(Web page code records)

· · · · · · ·

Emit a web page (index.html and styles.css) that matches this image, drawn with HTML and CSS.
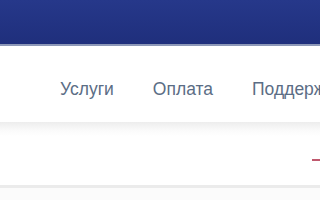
FILE: index.html
```html
<!DOCTYPE html>
<html lang="ru">
<head>
<meta charset="utf-8">
<link rel="stylesheet" href="styles.css">
</head>
<body>
<header class="topbar"></header>
<nav class="menu">
  <a class="menu-item" href="#">Услуги</a>
  <a class="menu-item" href="#">Оплата</a>
  <a class="menu-item" href="#">Поддержка</a>
</nav>
<section class="strip">
  <span class="mark"></span>
</section>
<div class="below"></div>
</body>
</html>
```
FILE: styles.css
```css
html, body { margin: 0; padding: 0; background: #fff; overflow: hidden; }
body { width: 320px; height: 200px; font-family: "Liberation Sans", Arial, sans-serif; }
.topbar {
  height: 44px;
  background: linear-gradient(#26388a, #1f2f7c);
  border-bottom: 2px solid #8d98b8;
}
.menu {
  display: flex;
  gap: 39px;
  padding: 10px 0 0 60px;
  height: 76px;
  box-sizing: border-box;
  align-items: center;
  white-space: nowrap;
}
.menu-item {
  color: #5b6d85;
  font-size: 17.5px;
  text-decoration: none;
}
.strip {
  height: 66px;
  background: linear-gradient(#ededed, #fbfbfb 9px, #fff 14px);
  border-bottom: 3px solid #ebebeb;
  display: flex;
  justify-content: flex-end;
  align-items: center;
  padding-top: 12px;
  box-sizing: border-box;
}
.mark {
  width: 8px;
  height: 2px;
  background: #b0304a;
  opacity: 0.8;
}
.below { height: 20px; background: #fbfbfb; }
```
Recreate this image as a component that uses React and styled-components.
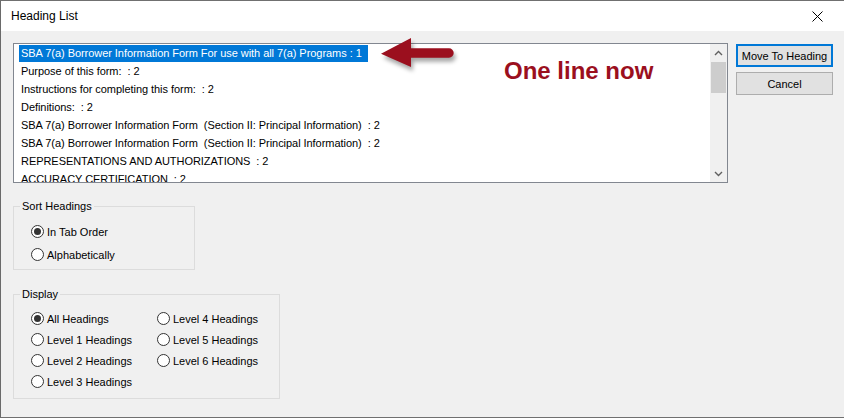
import React from "react";
import styled, { createGlobalStyle } from "styled-components";

const GlobalStyle = createGlobalStyle`
  html, body {
    margin: 0;
    padding: 0;
    background: #ffffff;
  }
  body {
    font-family: "Liberation Sans", Arial, sans-serif;
    color: #000;
  }
`;

const Window = styled.div`
  position: relative;
  width: 843px;
  height: 416px;
  border-top: 1px solid #707070;
  border-left: 1px solid #6a6a6a;
  border-bottom: 1px solid #707070;
  background: #f0f0f0;
  display: flex;
  flex-direction: column;
  overflow: hidden;
`;

const TitleBar = styled.div`
  height: 30px;
  background: #ffffff;
  display: flex;
  align-items: center;
  justify-content: space-between;
  padding: 0 21px 0 10px;
`;

const Title = styled.div`
  font-size: 12px;
  line-height: 30px;
`;

const Body = styled.div`
  padding: 12px 0 0 12px;
  display: flex;
  flex-direction: column;
  align-items: flex-start;
`;

const TopRow = styled.div`
  display: flex;
  align-items: flex-start;
  gap: 8px;
`;

const ListBox = styled.div`
  width: 713px;
  height: 138px;
  border: 1px solid #828790;
  background: #ffffff;
  display: flex;
`;

const Items = styled.div`
  flex: 1;
  padding: 1px 0 0 5px;
  overflow: hidden;
`;

const Item = styled.div`
  width: fit-content;
  height: 17px;
  line-height: 17px;
  margin-bottom: 1px;
  padding: 0 6px 0 2px;
  font-size: 11px;
  letter-spacing: -0.05px;
  white-space: pre;
  background: ${(p) => (p.$selected ? "#0078d7" : "transparent")};
  color: ${(p) => (p.$selected ? "#ffffff" : "#000000")};
`;

const ScrollBar = styled.div`
  width: 17px;
  background: #f0f0f0;
  display: flex;
  flex-direction: column;
  align-items: center;
`;

const ScrollArrow = styled.div`
  width: 17px;
  height: 17px;
  display: flex;
  align-items: center;
  justify-content: center;
`;

const Thumb = styled.div`
  width: 15px;
  height: 31px;
  margin: 1px 0 0 -1px;
  background: #cdcdcd;
`;

const Spacer = styled.div`
  flex: 1;
`;

const ButtonColumn = styled.div`
  display: flex;
  flex-direction: column;
  gap: 5px;
  margin-top: 1px;
`;

const Button = styled.button`
  width: 97px;
  height: 23px;
  padding: 0;
  font-family: "Liberation Sans", Arial, sans-serif;
  font-size: 11px;
  color: #000;
  background: #e1e1e1;
  border: ${(p) => (p.$default ? "2px solid #0078d7" : "1px solid #adadad")};
  outline: none;
`;

const Group = styled.fieldset`
  margin: ${(p) => p.$top}px 0 0 0;
  width: ${(p) => p.$width}px;
  min-inline-size: 0;
  box-sizing: border-box;
  border: 1px solid #dcdcdc;
  padding: ${(p) => p.$pad};
`;

const Legend = styled.legend`
  padding: 0 2px;
  font-size: 11px;
  line-height: 13px;
`;

const RadioGrid = styled.div`
  display: grid;
  padding-left: 11px;
  grid-template-columns: ${(p) => p.$columns};
  grid-template-rows: repeat(${(p) => p.$rows}, ${(p) => p.$rowHeight}px);
  grid-auto-flow: column;
`;

const RadioRow = styled.label`
  display: flex;
  align-items: center;
  gap: 3px;
  font-size: 11px;
  white-space: nowrap;
`;

const RadioCircle = styled.span`
  width: 11px;
  height: 11px;
  border: 1px solid #333333;
  border-radius: 50%;
  background: #ffffff;
  display: flex;
  align-items: center;
  justify-content: center;
  flex-shrink: 0;

  &::after {
    content: "";
    width: 7px;
    height: 7px;
    border-radius: 50%;
    background: ${(p) => (p.$checked ? "#333333" : "transparent")};
  }
`;

const Callout = styled.div`
  position: absolute;
  left: 503px;
  top: 58px;
  font-family: "Liberation Sans", Arial, sans-serif;
  font-weight: bold;
  font-size: 24px;
  line-height: 24px;
  color: #9b0f1e;
`;

const ArrowWrap = styled.div`
  position: absolute;
  left: 378px;
  top: 34px;
  width: 80px;
  height: 40px;
  filter: drop-shadow(2px 4px 2px rgba(0, 0, 0, 0.35));
`;

const headings = [
  "SBA 7(a) Borrower Information Form For use with all 7(a) Programs : 1",
  "Purpose of this form:  : 2",
  "Instructions for completing this form:  : 2",
  "Definitions:  : 2",
  "SBA 7(a) Borrower Information Form  (Section II: Principal Information)  : 2",
  "SBA 7(a) Borrower Information Form  (Section II: Principal Information)  : 2",
  "REPRESENTATIONS AND AUTHORIZATIONS  : 2",
  "ACCURACY CERTIFICATION  : 2",
];

const displayOptions = [
  "All Headings",
  "Level 1 Headings",
  "Level 2 Headings",
  "Level 3 Headings",
  "Level 4 Headings",
  "Level 5 Headings",
  "Level 6 Headings",
];

const Radio = ({ label, checked }) => (
  <RadioRow>
    <RadioCircle $checked={checked} />
    {label}
  </RadioRow>
);

const Chevron = ({ up }) => (
  <svg width="9" height="6" viewBox="0 0 9 6">
    <path
      d={up ? "M1 5 L4.5 1.5 L8 5" : "M1 1 L4.5 4.5 L8 1"}
      fill="none"
      stroke="#606060"
      strokeWidth="1.4"
    />
  </svg>
);

const App = () => {
  return (
    <Window>
      <GlobalStyle />
      <TitleBar>
        <Title>Heading List</Title>
        <svg width="11" height="11" viewBox="0 0 11 11">
          <path d="M0.5 0.5 L10.5 10.5 M10.5 0.5 L0.5 10.5" stroke="#000" strokeWidth="1" />
        </svg>
      </TitleBar>
      <Body>
        <TopRow>
          <ListBox>
            <Items>
              {headings.map((h, i) => (
                <Item key={i} $selected={i === 0}>
                  {h}
                </Item>
              ))}
            </Items>
            <ScrollBar>
              <ScrollArrow>
                <Chevron up />
              </ScrollArrow>
              <Thumb />
              <Spacer />
              <ScrollArrow>
                <Chevron />
              </ScrollArrow>
            </ScrollBar>
          </ListBox>
          <ButtonColumn>
            <Button $default>Move To Heading</Button>
            <Button>Cancel</Button>
          </ButtonColumn>
        </TopRow>

        <Group $top={17} $width={182} $pad="7px 0 3px 6px">
          <Legend>Sort Headings</Legend>
          <RadioGrid $columns="1fr" $rows={2} $rowHeight={23}>
            <Radio label="In Tab Order" checked />
            <Radio label="Alphabetically" />
          </RadioGrid>
        </Group>

        <Group $top={18} $width={267} $pad="7px 0 6px 6px">
          <Legend>Display</Legend>
          <RadioGrid $columns="126px 120px" $rows={4} $rowHeight={21}>
            {displayOptions.map((o, i) => (
              <Radio key={o} label={o} checked={i === 0} />
            ))}
          </RadioGrid>
        </Group>
      </Body>

      <ArrowWrap>
        <svg width="80" height="40" viewBox="0 0 80 40">
          <path
            d="M2 18.7 L32 3 L32 13.3 L70 13.3 A4.7 4.7 0 0 1 70 22.7 L32 22.7 L32 32 Z"
            fill="#9b0f1e"
          />
        </svg>
      </ArrowWrap>
      <Callout>One line now</Callout>
    </Window>
  );
};

export default App;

· · · · · · ·

Keep only the lines that hold the string "styles", and copy them out.

Emit a web page (index.html and styles.css) that matches this image, drawn with HTML and CSS.
<link rel="stylesheet" href="styles.css">
FILE: styles.css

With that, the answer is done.